The inconvenient truth is, I don't think people really care much about human or other deaths. I have already suggested my evidence: the great popularity of wars, and not just wars among 'savages', who certainly fought ads savagely as they could with their limited technologies, but among the world's most civilized people. We seem to have much more concern to blame other people for our problems, to expect other people to solve them, and to escape the consequences ourselves. (Clue the substitutionary atonement meme.)
The pleasant truth is that there are some men who do solve problems, often accidentally, it is true, and therefore the very real possibility that we will be able either to temper climate change or life with it and prosper.
The stark truth is, the universe will continue.

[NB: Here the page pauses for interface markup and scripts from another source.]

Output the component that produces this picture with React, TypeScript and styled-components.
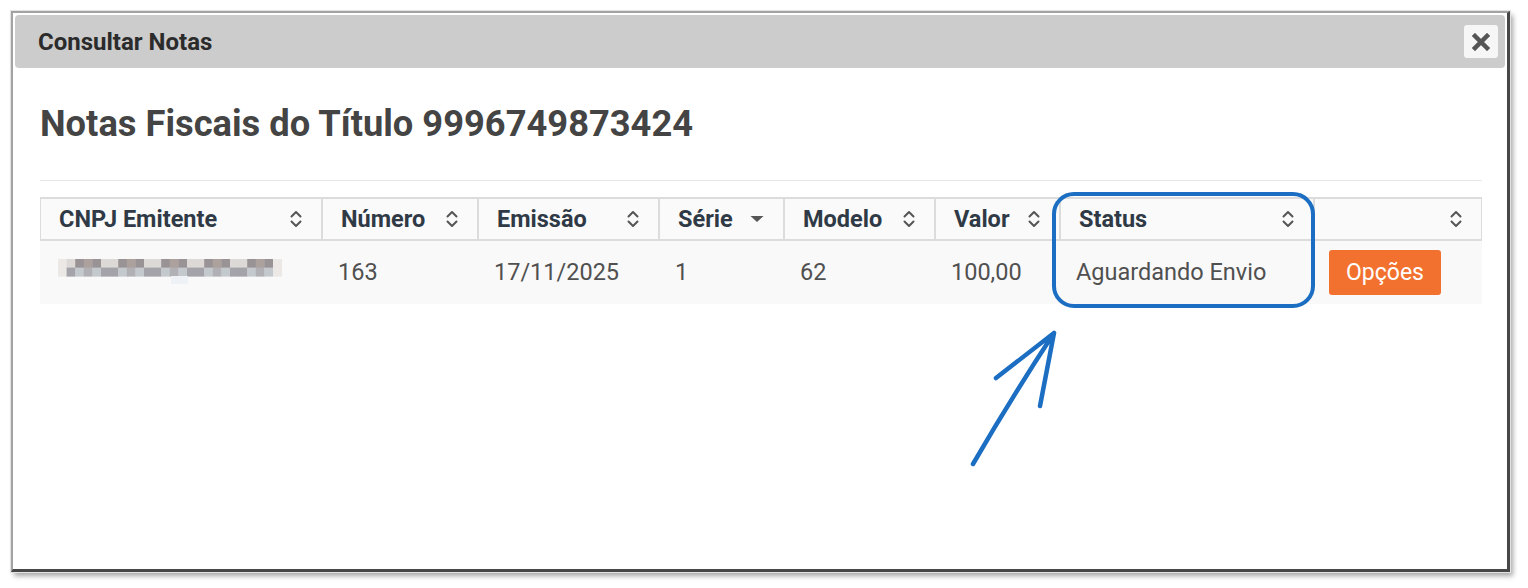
import React from "react";
import styled, { createGlobalStyle } from "styled-components";

const GlobalStyle = createGlobalStyle`
  html, body {
    margin: 0;
    padding: 0;
    background: #ffffff;
  }
  body {
    font-family: Roboto, "Liberation Sans", Arial, sans-serif;
  }
`;

interface Column {
  label: string;
  sort: "both" | "desc";
}

const columns: Column[] = [
  { label: "CNPJ Emitente", sort: "both" },
  { label: "Número", sort: "both" },
  { label: "Emissão", sort: "both" },
  { label: "Série", sort: "desc" },
  { label: "Modelo", sort: "both" },
  { label: "Valor", sort: "both" },
  { label: "Status", sort: "both" },
  { label: "", sort: "both" },
];

const row = ["163", "17/11/2025", "1", "62", "100,00", "Aguardando Envio"];

// pixelated (censored) CNPJ
const mosaicPalette = [
  "#dcd9d7",
  "#b0b0b5",
  "#cfd0d4",
  "#a3a3a9",
  "#e8e8ea",
  "#bab9be",
  "#9a9395",
  "#d3d9df",
  "#ada19d",
  "#c4c9ce",
];

function Mosaic() {
  const cols = 26;
  const cell = 8.6;
  const rects: React.ReactElement[] = [];
  for (let r = 0; r < 2; r++) {
    for (let c = 0; c < cols; c++) {
      const seed = (c * 7 + r * 13 + c * c * 3) % mosaicPalette.length;
      const edge = c === 0 || c === cols - 1;
      rects.push(
        <rect
          key={`${r}-${c}`}
          x={c * cell}
          y={r * cell}
          width={cell + 0.4}
          height={cell + 0.4}
          fill={edge ? "#ece8e6" : mosaicPalette[seed]}
        />
      );
    }
  }
  rects.push(<rect key="tail" x={113} y={17} width={17} height={8} fill="#eef2f6" />);
  return (
    <svg width={cols * cell} height={26} viewBox={`0 0 ${cols * cell} 26`}>
      {rects}
    </svg>
  );
}

function SortBoth() {
  return (
    <svg width="12" height="20" viewBox="0 0 12 20">
      <path
        d="M1.5 7.5 L6 3 L10.5 7.5 M1.5 12.5 L6 17 L10.5 12.5"
        fill="none"
        stroke="#555"
        strokeWidth="2"
        strokeLinecap="round"
        strokeLinejoin="round"
      />
    </svg>
  );
}

function SortDesc() {
  return (
    <svg width="14" height="20" viewBox="0 0 14 20">
      <path d="M0.5 7 L13.5 7 L7 13 Z" fill="#555" />
    </svg>
  );
}

export default function App() {
  return (
    <>
      <GlobalStyle />
      <Page>
        <Window>
          <TitleBar>
            <TitleText>Consultar Notas</TitleText>
            <CloseButton aria-label="Fechar">
              <svg width="18" height="18" viewBox="0 0 18 18">
                <path
                  d="M3 3 L15 15 M15 3 L3 15"
                  stroke="#555"
                  strokeWidth="4.5"
                  strokeLinecap="square"
                />
              </svg>
            </CloseButton>
          </TitleBar>

          <Content>
            <Heading>Notas Fiscais do Título 9996749873424</Heading>
            <Divider />

            <Table>
              <HeaderRow>
                {columns.map((col, i) => (
                  <HeaderCell key={i}>
                    <span>{col.label}</span>
                    {col.sort === "desc" ? <SortDesc /> : <SortBoth />}
                  </HeaderCell>
                ))}
              </HeaderRow>
              <BodyRow>
                <BodyCell>
                  <Mosaic />
                </BodyCell>
                {row.map((v, i) => (
                  <BodyCell key={i}>{v}</BodyCell>
                ))}
                <BodyCell $pad={17}>
                  <OptionsButton>Opções</OptionsButton>
                </BodyCell>
              </BodyRow>
            </Table>
          </Content>
        </Window>

        <Annotation width="1528" height="588" viewBox="0 0 1528 588">
          <rect
            x="1054"
            y="194"
            width="259"
            height="112"
            rx="20"
            fill="none"
            stroke="#1b6ec2"
            strokeWidth="4"
          />
          <path
            d="M973 464 Q1010 400 1054 333 M1054 333 L996 378 M1054 333 L1040 406"
            fill="none"
            stroke="#1b6ec2"
            strokeWidth="4.5"
            strokeLinecap="round"
            strokeLinejoin="round"
          />
        </Annotation>
      </Page>
    </>
  );
}

const Page = styled.div`
  position: relative;
  width: 1528px;
  height: 588px;
  padding: 11px 0 0 11px;
  box-sizing: border-box;
  overflow: hidden;
`;

const Window = styled.div`
  box-sizing: border-box;
  width: 1499px;
  height: 561px;
  padding: 2px;
  background: #ffffff;
  border-left: 2px solid #a3a3a3;
  border-top: 2px solid #a3a3a3;
  border-right: 3px solid #474747;
  border-bottom: 3px solid #474747;
  box-shadow: 0 0 0 1px #e2e2e2, 3px 4px 5px rgb(0 0 0 / 0.35);
  display: flex;
  flex-direction: column;
`;

const TitleBar = styled.div`
  height: 53px;
  flex-shrink: 0;
  display: flex;
  align-items: center;
  justify-content: space-between;
  padding: 0 7px 0 23px;
  background: #cccccc;
  border-radius: 4px;
`;

const TitleText = styled.div`
  color: #2b2b2b;
  font-size: 24px;
  font-weight: 700;
`;

const CloseButton = styled.button`
  width: 34px;
  height: 33px;
  display: flex;
  align-items: center;
  justify-content: center;
  padding: 0;
  border: 0;
  border-radius: 3px;
  background: #f6f6f6;
  cursor: pointer;
`;

const Content = styled.div`
  padding: 0 23px 0 25px;
`;

const Heading = styled.h1`
  margin: 34px 0 0;
  color: #444444;
  font-size: 36.3px;
  font-weight: 700;
  line-height: 1.2;
`;

const Divider = styled.div`
  height: 1px;
  margin-top: 34px;
  background: #e8e8e8;
`;

const Table = styled.div`
  margin-top: 16px;
`;

const gridColumns = "280px 156px 181px 125px 151px 125px 254px 1fr";

const HeaderRow = styled.div`
  display: grid;
  grid-template-columns: ${gridColumns};
  height: 44px;
  box-sizing: border-box;
  background: #fafafa;
  border-top: 2px solid #dcdcdc;
  border-bottom: 2px solid #dcdcdc;
  border-left: 1px solid #dcdcdc;
  border-right: 1px solid #dcdcdc;
`;

const HeaderCell = styled.div`
  display: flex;
  align-items: center;
  justify-content: space-between;
  padding: 0 19px 0 18px;
  color: #2f3a46;
  font-size: 23.5px;
  font-weight: 700;
  border-left: 2px solid #dcdcdc;

  &:first-child {
    border-left: 0;
  }
`;

const BodyRow = styled.div`
  display: grid;
  grid-template-columns: ${gridColumns};
  height: 63px;
  background: #f9f9f9;
`;

const BodyCell = styled.div<{ $pad?: number }>`
  display: flex;
  align-items: center;
  padding: 0 0 0 ${({ $pad }) => $pad ?? 18}px;
  color: #505050;
  font-size: 23.5px;
`;

const OptionsButton = styled.button`
  width: 112px;
  height: 45px;
  border: 0;
  border-radius: 3px;
  background: #f3712f;
  color: #ffffff;
  font-family: inherit;
  font-size: 23px;
  cursor: pointer;
`;

const Annotation = styled.svg`
  position: absolute;
  left: 0;
  top: 0;
  pointer-events: none;
`;
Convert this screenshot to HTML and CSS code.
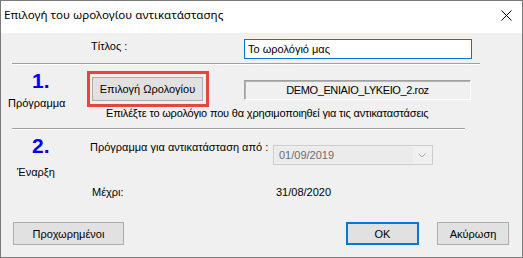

I suspect that the world will continue with humans, and with the next evolutionary creatures that already seem to be making their appearance on the darwinian/de chardinian stage, which we call AI. Little sea creatures will survive that will feed on the rich molecules of what we, from our aesthetic position, call plastic waste. Bigger creatures will eat them. It will soon be turtles all the way up again. Then we will probably drink again the fruit of our vine, and lie naked in our tents. Then we will be around to see the next rough beast that slouches towards our new Babylon, our new Atlantis. Or we may not be around. The AI may have inherited the earth, a species sui generis, a species of new orphans.